Again, the complaint that we continue to hear from our constituents is that we have mortgaged our children's and our grandchildren's futures. And to somehow say, well, we are only authorizing this program for 1 year--does the Senator from New York really believe that once we start treating children with autism, we are going to terminate that program? Does she really believe that? Of course not. Of course not.

We have an obligation to the men and women, the citizens of this country whom we have saddled with a $16 trillion debt to find ways to sacrifice ourselves fiscally to pay for worthwhile programs. So I support a second-degree amendment from the Senator from Oklahoma, which is his right. It is his right to do so. And I don't see how we fulfill our obligation to our citizens by continuing to authorize and appropriate expenditure of their tax dollars without a way to pay for it except to take it out of our taxpayers' pockets.

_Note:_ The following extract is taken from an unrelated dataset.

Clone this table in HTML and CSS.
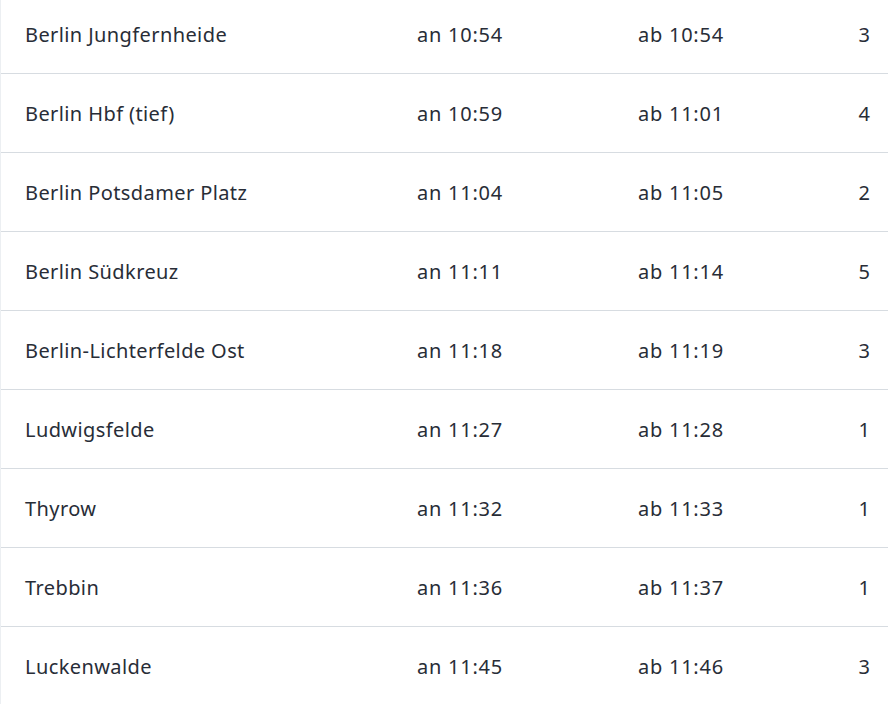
FILE: index.html
```html
<!DOCTYPE html>
<html lang="de">
<head>
  <meta charset="UTF-8">
  <title>Fahrtverlauf</title>
  <link rel="stylesheet" href="styles.css">
</head>
<body>
  <!-- Halte des Zuges -->
  <ul class="stops">
    <li class="stop"><span class="name">Berlin Jungfernheide</span><span class="time">an 10:54</span><span class="time">ab 10:54</span><span class="track">3</span></li>
    <li class="stop"><span class="name">Berlin Hbf (tief)</span><span class="time">an 10:59</span><span class="time">ab 11:01</span><span class="track">4</span></li>
    <li class="stop"><span class="name">Berlin Potsdamer Platz</span><span class="time">an 11:04</span><span class="time">ab 11:05</span><span class="track">2</span></li>
    <li class="stop"><span class="name">Berlin Südkreuz</span><span class="time">an 11:11</span><span class="time">ab 11:14</span><span class="track">5</span></li>
    <li class="stop"><span class="name">Berlin-Lichterfelde Ost</span><span class="time">an 11:18</span><span class="time">ab 11:19</span><span class="track">3</span></li>
    <li class="stop"><span class="name">Ludwigsfelde</span><span class="time">an 11:27</span><span class="time">ab 11:28</span><span class="track">1</span></li>
    <li class="stop"><span class="name">Thyrow</span><span class="time">an 11:32</span><span class="time">ab 11:33</span><span class="track">1</span></li>
    <li class="stop"><span class="name">Trebbin</span><span class="time">an 11:36</span><span class="time">ab 11:37</span><span class="track">1</span></li>
    <li class="stop"><span class="name">Luckenwalde</span><span class="time">an 11:45</span><span class="time">ab 11:46</span><span class="track">3</span></li>
  </ul>
</body>
</html>
```

FILE: styles.css
```css
/* Reset */
* { box-sizing: border-box; margin: 0; padding: 0; }
body { font-family: "Noto Sans", sans-serif; background: #fff; color: #282d37; overflow: hidden; }

/* Halteliste */
.stops { list-style: none; border-left: 1px solid #eceff2; margin-top: -5px; }
.stop {
  display: grid; grid-template-columns: 392px 221px 1fr auto;
  align-items: center; height: 79px;
  padding: 2px 18px 0 24px;
  border-bottom: 1px solid #d7dce1;
  font-size: 20px; line-height: 1.5;
}
.name { letter-spacing: 0.4px; }
.time { letter-spacing: 0.75px; }
.track { text-align: right; }
```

That is not right. That is not right. The Senator from New York knows it is not right for us, no matter how worthy the cause, for us to continue this continued spend, spend, spend, debt, debt, debt that the American people are saddled with. I probably will not be paying for the national debt but my kids will, my grandkids will. Can't we for once say: Look, this is a worthwhile program, we all support taking care of people with autism, and here is how we are going to pay for it. That would be a unique experience around this body.

I yield.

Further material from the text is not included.